Source excerpt
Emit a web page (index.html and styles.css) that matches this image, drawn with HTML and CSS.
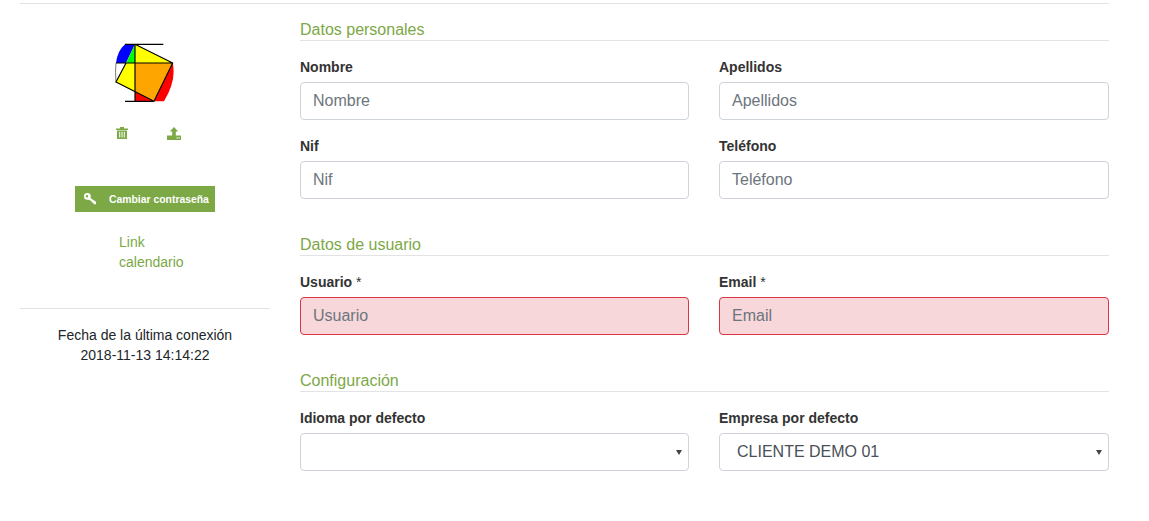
FILE: index.html
```html
<!DOCTYPE html>
<html lang="es">
<head>
<meta charset="UTF-8" />
<title>Perfil de usuario</title>
<link rel="stylesheet" href="styles.css">
</head>
<body>
<div class="page">
  <aside class="side">
    <svg class="logo" viewBox="72 38 186 186" width="62" height="62">
      <path d="M105 42 H135 L108 98 H78 Q82 62 105 42 Z" fill="#0000ff"/>
      <path d="M135 42 V98 H108 Z" fill="#00ff00"/>
      <path d="M135 42 L248 98 H135 Z M108 98 H135 V185 L78 155 Z" fill="#ffff00"/>
      <path d="M135 98 H248 L192 213 L135 185 Z" fill="#ffa500"/>
      <path d="M248 98 Q260 150 222 213 H192 Z M135 185 L192 213 H135 Z" fill="#ff0000"/>
      <path d="M78 98 Q75 126 78 155" fill="none" stroke="#333" stroke-width="2"/>
      <path d="M105 42 H220 M105 213 H190 M135 42 V213 M78 98 H248 M135 42 L248 98 L192 213 L78 155 L108 98" fill="none" stroke="#000" stroke-width="3.5"/>
    </svg>
    <div class="logo-actions">
      <a href="#" class="icon-link" title="Borrar">
        <svg viewBox="0 0 12 12" width="12" height="12"><path d="M4 0H8V1.4H12V3H0V1.4H4Z M1 3.4H11V12H1Z M3.2 4.8V10.6H4.2V4.8Z M5.5 4.8V10.6H6.5V4.8Z M7.8 4.8V10.6H8.8V4.8Z" fill="#7ca846" fill-rule="evenodd"/></svg>
      </a>
      <a href="#" class="icon-link" title="Subir">
        <svg viewBox="0 0 14 13" width="14" height="13"><path d="M7 0L11.2 4.6H8.8V8.4H5.2V4.6H2.8Z M0 8.6H14V13H0Z M9.6 10.2V11.4H10.8V10.2Z M11.6 10.2V11.4H12.8V10.2Z" fill="#7ca846" fill-rule="evenodd"/></svg>
      </a>
    </div>
    <a href="#" class="btn-key">
      <svg viewBox="0 0 12 12" width="12" height="12"><path d="M3.4 0A3.4 3.4 0 1 1 3.4 6.8A3.4 3.4 0 1 1 3.4 0Z M3 2A1.2 1.2 0 1 0 3 4.4A1.2 1.2 0 1 0 3 2Z" fill="#fff" fill-rule="evenodd"/><path d="M5.6 4.4L12 8.8V11.2H9.6V9.8H8V8.8L4.4 6.2Z" fill="#fff"/></svg>
      <span>Cambiar contraseña</span>
    </a>
    <a href="#" class="cal-link">Link calendario</a>
    <div class="last-login">
      <p>Fecha de la última conexión</p>
      <p>2018-11-13 14:14:22</p>
    </div>
  </aside>

  <main class="content">
    <section class="group">
      <h2>Datos personales</h2>
      <div class="row">
        <div class="field"><label>Nombre</label><input type="text" placeholder="Nombre"></div>
        <div class="field"><label>Apellidos</label><input type="text" placeholder="Apellidos"></div>
      </div>
      <div class="row">
        <div class="field"><label>Nif</label><input type="text" placeholder="Nif"></div>
        <div class="field"><label>Teléfono</label><input type="text" placeholder="Teléfono"></div>
      </div>
    </section>

    <section class="group">
      <h2>Datos de usuario</h2>
      <div class="row">
        <div class="field"><label>Usuario <span class="req">*</span></label><input class="invalid" type="text" placeholder="Usuario"></div>
        <div class="field"><label>Email <span class="req">*</span></label><input class="invalid" type="text" placeholder="Email"></div>
      </div>
    </section>

    <section class="group">
      <h2>Configuración</h2>
      <div class="row">
        <div class="field"><label>Idioma por defecto</label><div class="select-wrap"><select><option></option></select></div></div>
        <div class="field"><label>Empresa por defecto</label><div class="select-wrap"><select><option>CLIENTE DEMO 01</option></select></div></div>
      </div>
    </section>
  </main>
</div>
</body>
</html>
```

FILE: styles.css
```css
* {
  box-sizing: border-box;
}
body {
  margin: 0;
  font-family: "Liberation Sans", Arial, sans-serif;
  color: #212529;
  background: #fff;
}
.page {
  display: flex;
  gap: 30px;
  width: 1089px;
  margin: 3px 0 0 20px;
  border-top: 1px solid #e3e3e3;
}
.side {
  width: 250px;
  flex: none;
  display: flex;
  flex-direction: column;
  align-items: center;
  padding-top: 39px;
}
.logo {
  display: block;
}
.logo-actions {
  display: flex;
  align-items: flex-start;
  gap: 39px;
  margin-top: 22px;
  padding-left: 7px;
}
.icon-link {
  display: block;
}
.icon-link svg {
  display: block;
}
.btn-key {
  display: flex;
  align-items: center;
  width: 140px;
  height: 26px;
  margin-top: 46px;
  padding-left: 9px;
  background: #7ca846;
  color: #fff;
  font-size: 10.4px;
  font-weight: 700;
  text-decoration: none;
}
.btn-key span {
  margin-left: 13px;
}
.cal-link {
  display: block;
  width: 80px;
  margin: 20px 0 0 28px;
  color: #7ca846;
  font-size: 14px;
  line-height: 20px;
  text-decoration: none;
}
.last-login {
  width: 100%;
  margin-top: 36px;
  padding-top: 16px;
  border-top: 1px solid #e3e3e3;
  text-align: center;
  font-size: 14px;
  line-height: 20px;
}
.last-login p {
  margin: 0;
}
.content {
  flex: 1;
  padding-top: 16px;
}
.group {
  margin-bottom: 36px;
}
.group h2 {
  margin: 0 0 18px;
  height: 21px;
  border-bottom: 1px solid #e3e3e3;
  color: #7ca846;
  font-size: 16px;
  font-weight: 400;
  line-height: 20px;
}
.row {
  display: grid;
  grid-template-columns: 389px 390px;
  gap: 30px;
  margin-bottom: 18px;
}
.row:last-child {
  margin-bottom: 0;
}
.field label {
  display: block;
  height: 16px;
  margin-bottom: 7px;
  color: #333;
  font-size: 14px;
  font-weight: 700;
  line-height: 16px;
}
.req {
  font-weight: 400;
}
.field input,
.field select {
  display: block;
  width: 100%;
  height: 38px;
  padding: 6px 12px;
  border: 1px solid #ced4da;
  border-radius: 4px;
  background: #fff;
  color: #495057;
  font-family: inherit;
  font-size: 16px;
}
.field select {
  padding: 5px 12px 7px 17px;
  appearance: none;
}
.select-wrap {
  position: relative;
}
.select-wrap::after {
  content: "";
  position: absolute;
  top: 17px;
  right: 7px;
  border-top: 5px solid #444;
  border-left: 3px solid transparent;
  border-right: 3px solid transparent;
}
.field input::placeholder {
  color: #6c757d;
}
.field input.invalid {
  background: #f8d7da;
  border-color: #dc3545;
}
```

Problem requirements
Track down all lines above with the string "page" and copy them.

Correct output
Emit a web page (index.html and styles.css) that matches this image, drawn with HTML and CSS.
<div class="page">
.page {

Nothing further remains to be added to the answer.